A. The scorecard is a data-driven way to make it easier to monitor and improve compliance and ethics. To start, we brought together a cross-functional group of compliance, legal, internal audit, and human resource leaders. Each team brings a level of expertise and data to the table that can help us collectively improve the culture of our organization.

Next, we identified the data points from each department that would help measure and improve compliance and ethics. We landed on cultural surveys, hotline reporting, compliance reports, and a few other sources. We then used APIs and plug-ins to develop a single automated dashboard that pulls this information from HR software, dashboarding systems, hotline platforms, and survey models.

It’s important to note we already collected all this information. The system just unifies the data sets and aggregates the information to identify hot spots and problem areas, creating a scorecard for each factory site. After we rolled it out, it enabled us to provide ‘scores’ to site leadership and empower them to develop action plans that address potential issues before they become a problem for Flex and its employees. In fact, it’s the first thing Revathi asks for when she visits each site.

Overall, the data has helped our team identify transgressions, unethical conduct, and compliance lapses across regions and sectors, making Flex a better place to work for our employees. It flags hotspots and, in some instances, we’ve been able to narrow these challenges to specific production lines in factories. The goal is to catch potential issues before they negatively impact our culture, and it’s been incredibly successful. Happier, safer employees are more productive workers, and that’s good news for our customers too. By getting ahead of problems, we’ve also saved significant money by eliminating outside counsel fees, investigative costs, and financial penalties.

Q. How do you think data, technology, and artificial intelligence should be used in compliance and ethics?

A. These technologies need to be at the center of everything compliance officers do. With an ever-expanding to-do list and new initiatives to support, these tools are critical for making informed decisions faster. We can collect the information at our disposal and use advanced technology like machine learning, artificial intelligence, and analytics to synthesize the data and identify trends. By eliminating the more time-consuming work and reducing human error, compliance and ethics officers can focus on making the best possible decision for the organization backed by data.

Q. How are environmental, social, and governance (ESG) strategies changing compliance and ethics?

A. Compliance teams are increasingly being asked to support ESG initiatives, and in many cases, play a key role in an organization’s sustainability strategy programs. Stakeholders, including investors, customers, and employees, are taking a closer look at how the brands they support perform against environmental and social issues.

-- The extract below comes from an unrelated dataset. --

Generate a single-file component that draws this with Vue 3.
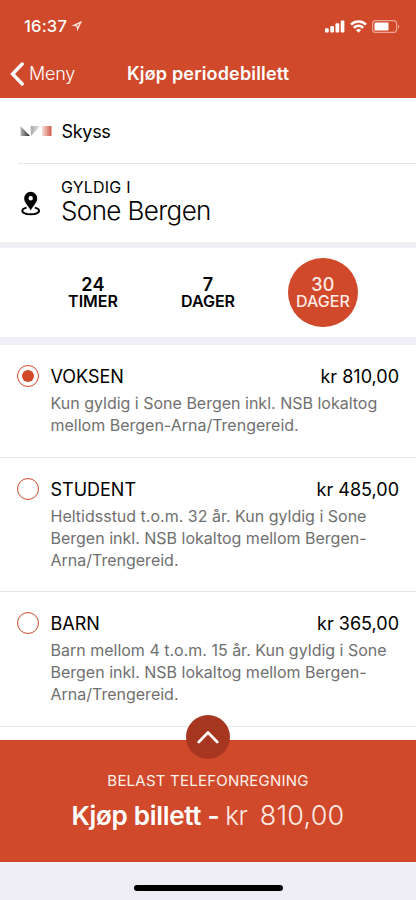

These initiatives are designed to measure and eliminate risks related to climate change, employee safety matters, corruption, and other top-of-mind issues. But it’s not just risks inside the four walls of a business; leaders must consider issues outside their organization, such as human rights in the supply chain. With these complex considerations on board, it’s becoming essential for compliance leaders to have a seat at the table for all critical business dealings and ESG activities.

When it comes to ethics, ignorance is not an excuse. Careful vetting of partners, employees, and business processes is paramount.